C’est cette seconde séquence, celle du mois de juillet, qui intéresse le tribunal. Car le code de la sécurité intérieure (art. L. 251-2) ne comporte nulle trace d’une quelconque finalité pédagogique, de formation ou de « RET-EX » (retour d’expérience), invoquée par Creusat pour justifier l’extraction puis la conservation de certaines images par la « cellule Synapse », et ce en vertu d’une note interne à la « PP », abrogée depuis. Et il est prévu une habilitation pour les visionner, même si, sur les bancs de la défense, on affirme qu’elle pourrait se confondre avec celle au secret-défense, dont disposaient certains maillons de la chaîne, à commencer par Benalla.
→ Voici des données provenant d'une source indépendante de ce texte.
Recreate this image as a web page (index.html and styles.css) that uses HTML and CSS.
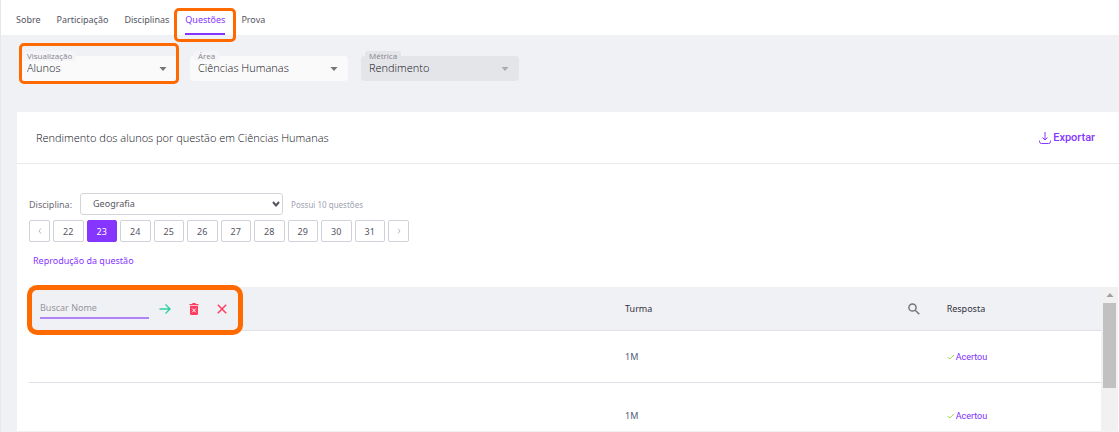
FILE: index.html
```html
<!DOCTYPE html>
<html lang="pt-BR">

    <head>

        <meta charset="utf-8">
        <title>Questões</title>

        <link rel="stylesheet" href="styles.css">

    </head>

    <body>

        <nav class="tabs">
            <a class="tab" href="#sobre">Sobre</a>
            <a class="tab" href="#participacao">Participação</a>
            <a class="tab" href="#disciplinas">Disciplinas</a>
            <a class="tab active" href="#questoes">Questões<span class="mark mark-tab"></span></a>
            <a class="tab" href="#prova">Prova</a>
        </nav>

        <div class="filters">

            <div class="field">
                <label for="visualizacao">Visualização</label>
                <select id="visualizacao">
                    <option>Alunos</option>
                </select>
                <svg class="caret" viewBox="0 0 8 4"><path d="M0.5 0h7L4 4z"/></svg>
                <span class="mark mark-field"></span>
            </div>

            <div class="field">
                <label for="area">Área</label>
                <select id="area">
                    <option>Ciências Humanas</option>
                </select>
                <svg class="caret" viewBox="0 0 8 4"><path d="M0.5 0h7L4 4z"/></svg>
            </div>

            <div class="field disabled">
                <label for="metrica">Métrica</label>
                <select id="metrica" disabled>
                    <option>Rendimento</option>
                </select>
                <svg class="caret" viewBox="0 0 8 4"><path d="M0.5 0h7L4 4z"/></svg>
            </div>

        </div>

        <main class="card">

            <div class="card-top">
                <h1>Rendimento dos alunos por questão em Ciências Humanas</h1>
                <button class="export">
                    <svg viewBox="0 0 12 12" width="12" height="12"><path d="M6 0v8M3.500 5.500L6 8l2.500-2.500M0.500 8.500v1q0 2 2 2h7q2 0 2-2v-1"/></svg>
                    Exportar
                </button>
            </div>

            <div class="controls">

                <div class="subject">
                    <label for="disciplina">Disciplina:</label>
                    <div class="subject-box">
                        <select id="disciplina">
                            <option>Geografia</option>
                        </select>
                        <svg class="chevron" viewBox="0 0 8 6"><path d="M1 1l3 3.500L7 1"/></svg>
                    </div>
                    <span class="count">Possui 10 questões</span>
                </div>

                <div class="pages">
                    <button class="step" aria-label="Anterior"><svg viewBox="0 0 4 6"><path d="M3 0.500L1 3l2 2.500"/></svg></button>
                    <button>22</button>
                    <button class="current">23</button>
                    <button>24</button>
                    <button>25</button>
                    <button>26</button>
                    <button>27</button>
                    <button>28</button>
                    <button>29</button>
                    <button>30</button>
                    <button>31</button>
                    <button class="step" aria-label="Próxima"><svg viewBox="0 0 4 6"><path d="M1 0.500L3 3L1 5.500"/></svg></button>
                </div>

                <a class="reproduce" href="#reproducao">Reprodução da questão</a>

            </div>

            <div class="list">

                <div class="table-wrap">
                    <table>
                        <thead>
                            <tr>
                                <th class="col-name">
                                    <div class="search">
                                        <input type="text" placeholder="Buscar Nome" aria-label="Buscar Nome">
                                        <button class="go" aria-label="Buscar"><svg viewBox="0 0 12 12" width="12" height="12"><path d="M0.500 6h10.500M6.500 1.500L11 6l-4.500 4.500"/></svg></button>
                                        <button class="trash" aria-label="Limpar"><svg viewBox="0 0 10 12" width="10" height="12"><path class="fill" d="M0.500 1h2.500L3.700 0h2.600L7 1h2.500v1.300h-9zM1 3h8v7.800q0 1.200-1.200 1.200H2.200Q1 12 1 10.800z"/><path class="cross" d="M3.200 5.500l3.600 3.800M6.800 5.500L3.200 9.300"/></svg></button>
                                        <button class="close" aria-label="Fechar"><svg viewBox="0 0 10 10" width="10" height="10"><path d="M0.800 0.800l8.400 8.400M9.200 0.800L0.800 9.200"/></svg></button>
                                        <span class="mark mark-search"></span>
                                    </div>
                                </th>
                                <th class="col-class">
                                    <div class="class-head">
                                        Turma
                                        <button class="find" aria-label="Buscar turma"><svg viewBox="0 0 12 12" width="12" height="12"><circle cx="4.500" cy="4.500" r="3.600"/><path d="M7.300 7.300l4 4"/></svg></button>
                                    </div>
                                </th>
                                <th class="col-answer">Resposta</th>
                            </tr>
                        </thead>
                        <tbody>
                            <tr class="first">
                                <td></td>
                                <td>1M</td>
                                <td><a class="answer" href="#resposta"><svg viewBox="0 0 8 6" width="8" height="6"><path d="M0.800 3l2 2L7.200 0.800"/></svg>Acertou</a></td>
                            </tr>
                            <tr>
                                <td></td>
                                <td>1M</td>
                                <td><a class="answer" href="#resposta"><svg viewBox="0 0 8 6" width="8" height="6"><path d="M0.800 3l2 2L7.200 0.800"/></svg>Acertou</a></td>
                            </tr>
                        </tbody>
                    </table>
                </div>

                <div class="scrollbar">
                    <svg viewBox="0 0 8 4" width="8" height="4"><path d="M0.500 4h7L4 0z"/></svg>
                    <div class="thumb"></div>
                </div>

            </div>

        </main>

    </body>

</html>
```

FILE: styles.css
```css
* {
    box-sizing: border-box;
}

body {
    margin: 0;
    height: 100vh;
    display: flex;
    flex-direction: column;
    overflow: hidden;
    padding-bottom: 1px;
    border-left: 1px solid #e6e7ec;
    background-color: #f0f1f5;
    color: #32323c;
    font-family: "Noto Sans", "Open Sans", sans-serif;
    font-size: 9px;
}

button, input, select {
    font: inherit;
    color: inherit;
    margin: 0;
}

button {
    padding: 0;
    border: 0;
    background: none;
}

a {
    text-decoration: none;
}

svg {
    display: block;
    fill: none;
}

/* orange highlights */

.mark {
    position: absolute;
    border: 3px solid #ff6a00;
    border-radius: 5px;
    pointer-events: none;
    z-index: 2;
}

.mark-tab {
    inset: 8px -11px -9px;
}

.mark-field {
    inset: -13px -2px -3px 0;
}

.mark-search {
    inset: -2px -2px -5px;
    border-width: 5px;
    border-radius: 10px;
}

/* tabs */

.tabs {
    display: flex;
    gap: 16px;
    height: 35px;
    flex: none;
    padding-left: 15px;
    background-color: #fff;
}

.tab {
    position: relative;
    padding-top: 6px;
    line-height: 28px;
    color: #55555f;
}

.tab.active {
    color: #8635ff;
    border-bottom: 2px solid #8635ff;
}

/* filters */

.filters {
    display: flex;
    gap: 13px;
    flex: none;
    padding: 21px 18px 31px;
}

.field {
    position: relative;
    width: 158px;
    height: 25px;
    background-color: #fafafa;
    border-radius: 4px;
}

.field.disabled {
    background-color: #e4e5e9;
}

.field label {
    position: absolute;
    top: -5px;
    left: 4px;
    padding: 0 4px;
    border-radius: 3px;
    background-color: #f5f5f8;
    font-family: "Open Sans", sans-serif;
    font-size: 8px;
    line-height: 10px;
    color: #85858c;
}

.field.disabled label {
    background-color: #e4e5e9;
}

.field select {
    width: 100%;
    height: 100%;
    padding: 0 24px 2px 8px;
    border: 0;
    background: none;
    appearance: none;
    font-family: "Open Sans", sans-serif;
    font-size: 11px;
    font-weight: 300;
    color: #101018;
    opacity: 1;
}

.caret {
    position: absolute;
    top: 11px;
    right: 10px;
    width: 8px;
    height: 4px;
    fill: #74757a;
    pointer-events: none;
}

.disabled .caret {
    fill: #aaabb0;
}

/* card */

.card {
    flex: 1;
    min-height: 0;
    display: flex;
    flex-direction: column;
    overflow: hidden;
    margin-left: 16px;
    background-color: #fff;
    border-radius: 2px 0 0 0;
}

.card-top {
    display: flex;
    justify-content: space-between;
    align-items: center;
    height: 52px;
    flex: none;
    padding: 0 24px 0 19px;
    border-bottom: 1px solid #e9e9ee;
}

.card-top h1 {
    margin: 0;
    font-family: "Open Sans", sans-serif;
    font-size: 11px;
    font-weight: 300;
    color: #101018;
}

.export {
    display: flex;
    align-items: center;
    gap: 2px;
    font-family: Roboto, sans-serif;
    font-size: 11px;
    font-weight: 500;
    color: #8635ff;
}

.export svg {
    stroke: #8635ff;
}

.controls {
    flex: none;
    padding: 29px 12px 19px;
}

.subject {
    display: flex;
    align-items: center;
    gap: 8px;
    color: #6b6b74;
}

.subject-box {
    position: relative;
    width: 203px;
}

.subject select {
    display: block;
    width: 100%;
    height: 22px;
    padding: 0 24px 2px 12px;
    border: 1px solid #d4d5da;
    border-radius: 3px;
    background-color: #fff;
    appearance: none;
    color: #55555f;
}

.chevron {
    position: absolute;
    top: 8px;
    right: 3px;
    width: 8px;
    height: 6px;
    stroke: #55555f;
    stroke-width: 2;
    pointer-events: none;
}

.count {
    font-size: 8px;
    color: #a0a3b0;
}

.pages {
    display: grid;
    grid-template-columns: 21px repeat(10, 1fr) 21px;
    gap: 3px;
    width: 380px;
    margin-top: 5px;
}

.pages button {
    height: 22px;
    border: 1px solid #d0d1d9;
    border-radius: 2px;
    background-color: #fff;
    color: #55555f;
}

.pages .current {
    border-color: #8635ff;
    background-color: #8635ff;
    color: #fff;
}

.step svg {
    width: 4px;
    height: 6px;
    margin: 0 auto;
    stroke: #b9bac4;
}

.reproduce {
    display: block;
    width: fit-content;
    margin-top: 12px;
    padding-left: 4px;
    line-height: 14px;
    color: #8635ff;
}

/* student list */

.list {
    flex: 1;
    min-height: 0;
    display: flex;
    padding: 0 1px 0 12px;
}

.table-wrap {
    flex: 1;
}

table {
    width: 100%;
    table-layout: fixed;
    border-collapse: collapse;
}

th, td {
    padding: 0;
    border-bottom: 1px solid #dfe0e5;
    text-align: left;
    font-weight: normal;
}

th {
    height: 43px;
    background-color: #f0f1f5;
}

td {
    height: 66px;
    color: #4f6078;
}

.first td {
    height: 52px;
}

.col-name {
    width: 55.6%;
}

.col-class {
    width: 30%;
}

.search {
    position: relative;
    display: flex;
    align-items: center;
    width: 212px;
    height: 43px;
    padding-left: 11px;
}

.search input {
    width: 109px;
    height: 20px;
    margin-right: 10px;
    padding: 0;
    border: 0;
    border-bottom: 2px solid #b084f9;
    background: none;
    outline: none;
}

.search input::placeholder {
    color: #96969e;
    opacity: 1;
}

.search button {
    margin-right: 18px;
}

.go svg {
    stroke: #2fd0a0;
    stroke-width: 1.4;
}

.trash .fill {
    fill: #ff3d60;
}

.trash .cross {
    stroke: #fff;
}

.close svg {
    stroke: #ff3d60;
    stroke-width: 1.5;
}

.class-head {
    display: flex;
    align-items: center;
    justify-content: space-between;
    padding-right: 27px;
}

.find svg {
    stroke: #74757a;
    stroke-width: 1.5;
}

.answer {
    display: flex;
    align-items: center;
    gap: 1px;
    font-family: Roboto, sans-serif;
    color: #7a2cff;
}

.answer svg {
    stroke: #92dc4c;
}

.scrollbar {
    width: 17px;
    padding: 6px 2px 0;
    background-color: #f1f1f1;
}

.scrollbar svg {
    margin: 0 auto 6px;
    fill: #a0a0a0;
}

.thumb {
    height: 85px;
    background-color: #c1c1c1;
}
```
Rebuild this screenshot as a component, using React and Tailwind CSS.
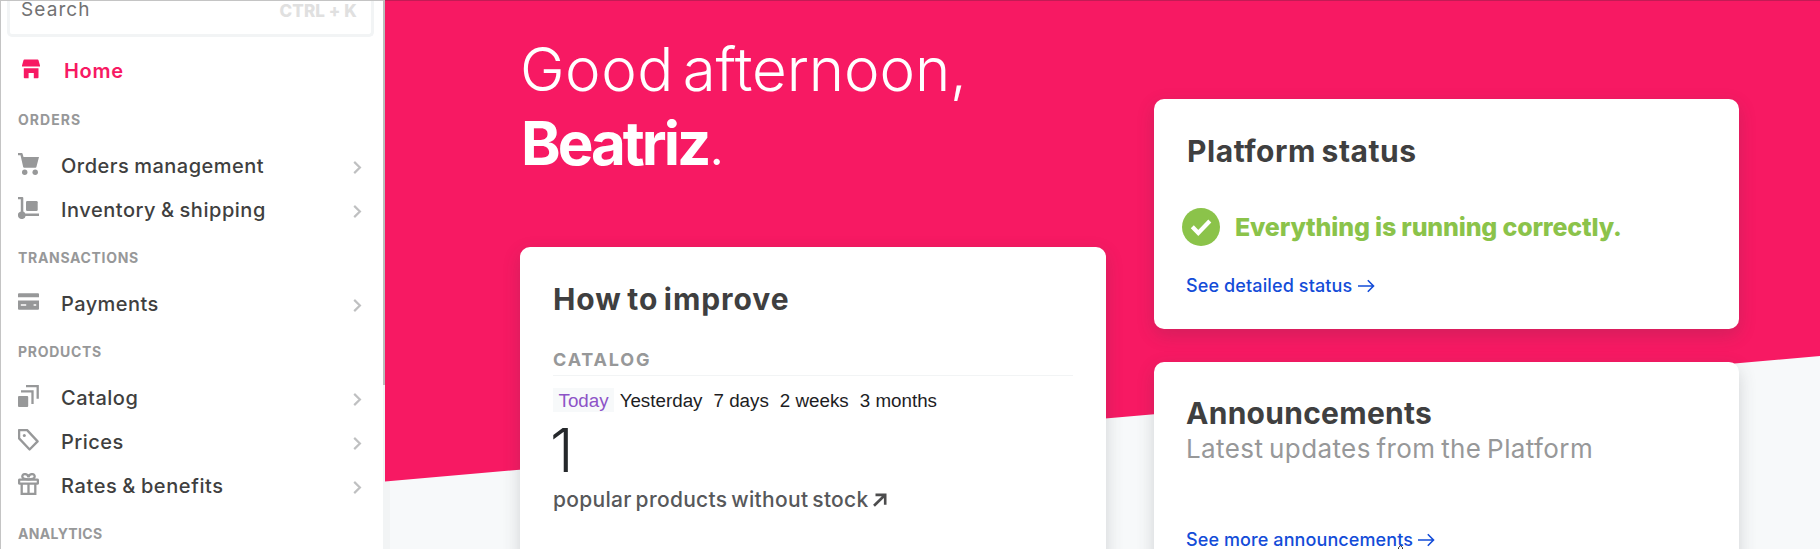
function CartIcon() {
  return (
    <svg width="21" height="22" viewBox="0 0 21 22" fill="#979899">
      <path d="M0 0h3.6a1 1 0 0 1 1 .7L5.5 4H21l-2.6 10a1 1 0 0 1-1 .8H6.2a1 1 0 0 1-1-.8L2.5 2.2H0z" />
      <circle cx="6.7" cy="19.2" r="2.7" />
      <circle cx="17.2" cy="19.2" r="2.7" />
    </svg>
  );
}

function DollyIcon() {
  return (
    <svg width="21" height="22" viewBox="0 0 21 22" fill="#979899">
      <path d="M0 0h4.3a1 1 0 0 1 1 1v13.6a3.8 3.8 0 0 1 2 1.8H21v2.5H7.6A3.9 3.9 0 1 1 2.8 14.4V2.2H0z" />
      <rect x="8" y="4" width="11.7" height="10" rx="1.2" />
    </svg>
  );
}

function CardIcon() {
  return (
    <svg width="21" height="22" viewBox="0 0 21 22" fill="#979899">
      <path d="M1 2.2h19a1 1 0 0 1 1 1v3H0v-3a1 1 0 0 1 1-1z" />
      <path
        fillRule="evenodd"
        d="M0 9.6h21v8.2a1 1 0 0 1-1 1H1a1 1 0 0 1-1-1zM2.8 13.3v1.5h5.4v-1.5zM15.6 13.3v1.5h2.6v-1.5z"
      />
    </svg>
  );
}

function LayersIcon() {
  return (
    <svg width="21" height="22" viewBox="0 0 21 22" fill="none" stroke="#979899" strokeWidth="2.3">
      <rect x="0" y="11" width="10.2" height="11" rx="1" fill="#979899" stroke="none" />
      <path d="M3 6.3h11.5v12.7" />
      <path d="M8 1.2h11.7v12.6" />
    </svg>
  );
}

function TagIcon() {
  return (
    <svg width="21" height="22" viewBox="0 0 21 22" fill="none" stroke="#979899" strokeWidth="2.3">
      <path d="M1.1 1.1h8L19.6 12.4l-8 8.1L1.1 9.4z" strokeLinejoin="round" />
      <circle cx="6.3" cy="6.6" r="1.5" fill="#979899" stroke="none" />
    </svg>
  );
}

function GiftIcon() {
  return (
    <svg width="21" height="22" viewBox="0 0 21 22" fill="none" stroke="#979899" strokeWidth="2.3">
      <rect x="1.1" y="6.6" width="18.8" height="4" rx="0.6" />
      <path d="M3.7 10.6V20.8h13.6V10.6M10.5 10.6V21" />
      <path d="M10.5 6.3C8.5 6.3 4.3 6.3 4.3 3.6 4.3 0.3 9.6 0 10.5 4.2M10.5 6.3c2 0 6.2 0 6.2-2.7 0-3.3-5.3-3.6-6.2.6" />
    </svg>
  );
}

function StoreIcon() {
  return (
    <svg width="18" height="20" viewBox="0 0 18 20" fill="#f71963">
      <path d="M2.4 0.5h13.2a.9.9 0 0 1 .9.7L18 6.4V7.4H0V6.4L1.5 1.2a.9.9 0 0 1 .9-.7z" />
      <path d="M1.8 9.3h14.7v9.2a.8.8 0 0 1-.8.8h-3.9v-5.3H6.6v5.3H2.6a.8.8 0 0 1-.8-.8z" />
    </svg>
  );
}

function Chevron() {
  return (
    <svg width="9" height="13" viewBox="0 0 9 13" fill="none" stroke="#bfc0c1" strokeWidth="2.2">
      <path d="M1.2 0.9l5.7 5.6-5.7 5.6" />
    </svg>
  );
}

function ArrowRight() {
  return (
    <svg width="17" height="14" viewBox="0 0 17 14" fill="none" stroke="#134cd8" strokeWidth="1.6">
      <path d="M0 7h15.5M9.8 1.3L15.5 7l-5.7 5.7" />
    </svg>
  );
}

function NavItem({ icon, label, className }) {
  return (
    <a className="flex h-11 shrink-0 items-center pr-[21px] pl-[17px]">
      <span className="-mt-1 w-[43px]">{icon}</span>
      <span className={`grow text-[20px] font-medium whitespace-nowrap text-[#3f3f40] ${className}`}>{label}</span>
      <span className="mt-[3px]">
        <Chevron />
      </span>
    </a>
  );
}

function NavHeading({ children, className }) {
  return (
    <div className={`flex h-[50px] shrink-0 items-center pl-[17px] text-[14px] font-bold text-[#979899] ${className}`}>
      {children}
    </div>
  );
}

function Sidebar() {
  return (
    <nav className="flex h-full w-[383px] shrink-0 flex-col border-t border-l border-[#c4c4c4] bg-white">
      <div className="mr-[9px] ml-1.5 flex h-9 shrink-0 items-start justify-between rounded-b-[5px] border-[3px] border-t-0 border-[#f2f4f5] pr-3.5 pl-[11px]">
        <span className="text-[19px] leading-[18px] tracking-[1.1px] text-[#727273]">Search</span>
        <span className="text-[17px] leading-5 font-extrabold tracking-[0.1px] text-[#e0e0e0]">CTRL + K</span>
      </div>
      <a className="mt-[13px] flex h-11 shrink-0 items-center pl-[21px]">
        <span className="-mt-1.5 w-[42px]">
          <StoreIcon />
        </span>
        <span className="-mt-0.5 text-[20px] font-semibold tracking-[0.7px] text-[#f71963]">Home</span>
      </a>
      <NavHeading className="tracking-[1.04px]">ORDERS</NavHeading>
      <NavItem icon={<CartIcon />} label="Orders management" className="tracking-[0.5px] [word-spacing:-1px]" />
      <NavItem icon={<DollyIcon />} label="Inventory & shipping" className="tracking-[0.54px] [word-spacing:-1px]" />
      <NavHeading className="tracking-[0.68px]">TRANSACTIONS</NavHeading>
      <NavItem icon={<CardIcon />} label="Payments" className="tracking-[0.43px]" />
      <NavHeading className="tracking-[0.7px]">PRODUCTS</NavHeading>
      <NavItem icon={<LayersIcon />} label="Catalog" className="tracking-[0.5px]" />
      <NavItem icon={<TagIcon />} label="Prices" className="tracking-[0.48px]" />
      <NavItem icon={<GiftIcon />} label="Rates & benefits" className="tracking-[0.6px] [word-spacing:-1px]" />
      <NavHeading className="tracking-[0.34px]">ANALYTICS</NavHeading>
    </nav>
  );
}

function Card({ children, className }) {
  return (
    <section className={`rounded-[10px] bg-white px-[33px] shadow-[0_6px_18px_rgba(61,62,64,0.2)] ${className}`}>
      {children}
    </section>
  );
}

function ImproveCard() {
  return (
    <Card className="mt-[67px] h-[340px] pt-[34px]">
      <h2 className="text-[30px] leading-[37px] font-bold tracking-[0.95px] text-[#3f3f40] [word-spacing:-2.5px]">
        How to improve
      </h2>
      <h3 className="mt-[30px] border-b border-[#f2f4f5] pb-[3px] text-[18px] leading-6 font-bold tracking-[1.82px] text-[#979899]">
        CATALOG
      </h3>
      <div className="mt-3 flex h-6 items-center font-['Liberation_Sans',Arial,sans-serif] text-[18.8px] leading-[23px] whitespace-nowrap text-[#1d1d1f]">
        <span className="bg-[#f7f9fa] px-[5.5px] pt-px text-[#8d53c7]">Today</span>
        <span className="px-[5.5px] pt-px">Yesterday</span>
        <span className="px-[5.5px] pt-px">7 days</span>
        <span className="px-[5.5px] pt-px">2 weeks</span>
        <span className="px-[5.5px] pt-px">3 months</span>
      </div>
      <div className="mt-2 -ml-[3px] text-[60px] leading-[60px] font-light text-[#25282b]">1</div>
      <div className="mt-1.5 flex items-center text-[21px] leading-7 font-medium tracking-[0.3px] whitespace-nowrap text-[#57585a] [word-spacing:-2px]">
        popular products without stock
        <svg className="ml-1" width="14" height="14" viewBox="0 0 14 14" fill="none" stroke="#4c4c4d" strokeWidth="2.6">
          <path d="M1 12.8L12 2M2.5 1.9h9.7v9.8" />
        </svg>
      </div>
    </Card>
  );
}

function StatusCard() {
  return (
    <Card className="h-[230px] pt-[34px]">
      <h2 className="text-[30px] leading-[37px] font-bold tracking-[0.55px] text-[#3f3f40] [word-spacing:-2px]">
        Platform status
      </h2>
      <div className="mt-[38px] -ml-[5px] flex h-[38px] items-center">
        <svg width="38" height="38" viewBox="0 0 38 38" fill="none">
          <circle cx="19" cy="19" r="19" fill="#8bc34a" />
          <path d="M10.3 18.8l6 6.2L27.8 13" stroke="#fff" strokeWidth="4.2" />
        </svg>
        <span className="ml-[15px] pt-px text-[25px] font-extrabold tracking-[-0.18px] whitespace-nowrap text-[#8bc34a]">
          Everything is running correctly.
        </span>
      </div>
      <a className="mt-7 -ml-px flex items-center gap-1.5 text-[18px] leading-6 font-medium tracking-[0.12px] text-[#134cd8]">
        See detailed status
        <ArrowRight />
      </a>
    </Card>
  );
}

function AnnouncementsCard() {
  return (
    <Card className="mt-[33px] h-[230px] pt-[33px]">
      <h2 className="-ml-px text-[30px] leading-[37px] font-bold tracking-[0.28px] text-[#3f3f40]">Announcements</h2>
      <p className="-ml-px text-[26px] leading-[34px] tracking-[0.4px] whitespace-nowrap text-[#979899] [word-spacing:-2px]">
        Latest updates from the Platform
      </p>
      <a className="mt-[62px] -ml-px flex items-center gap-[5px] text-[18px] leading-6 font-medium tracking-[0.1px] text-[#134cd8]">
        See more announcements
        <ArrowRight />
      </a>
    </Card>
  );
}

export default function App() {
  return (
    <div className="relative flex h-[549px] w-[1820px] overflow-hidden bg-[#f7f9fa] font-[Inter,sans-serif]">
      <Sidebar />
      <div className="flex w-[7px] shrink-0 flex-col bg-[#f2f4f5]">
        <div className="h-[385px] w-0.5 bg-[#bcbcbc]" />
      </div>
      <div className="absolute inset-y-0 right-0 left-[385px] bg-[#f71963] [clip-path:polygon(0_0,100%_0,100%_356px,0_481.5px)]" />
      <div className="absolute top-0 right-0 left-[385px] h-px bg-[#c31a55]" />
      <main className="relative flex gap-12 pl-[130px]">
        <div className="w-[586px] pt-8">
          <h1 className="text-[60px] leading-[74px] font-light whitespace-nowrap text-white">
            <span className="block tracking-[-0.1px] [word-spacing:-8px]">
              <span className="tracking-[0.5px]">Good</span> afternoon,
            </span>
            <b className="ml-px font-bold tracking-[-3px]">Beatriz</b>
            <span>.</span>
          </h1>
          <ImproveCard />
        </div>
        <div className="w-[585px] pt-[99px]">
          <StatusCard />
          <AnnouncementsCard />
        </div>
      </main>
      <svg className="absolute top-[545px] left-[1397px]" width="8" height="4" viewBox="0 0 8 4">
        <path d="M1.5 4V2.5L3.5 0.7L5.5 2.5V4" fill="#fff" stroke="#333" />
      </svg>
    </div>
  );
}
La présidente synthétise les dispositions applicables à ce volet concernant la PZVP : « Les agents ne peuvent visionner les images […] que dans des finalités exhaustivement énumérées, […] après y avoir été personnellement autorisés par le responsable du système. […] Et les images ne peuvent être conservées que pour une période limitée [30 jours, NDLR], sauf si elles ont été extraites dans le cadre d’une enquête judiciaire, […] auquel cas elles suivent le régime des scellés ». Et de rappeler les peines encourues : trois ans et 45 000 €.
Il s’agissait de la dernière « affaire dans l’affaire » examinée isolément par le tribunal. Le procès se poursuit jusqu’à la fin de la semaine.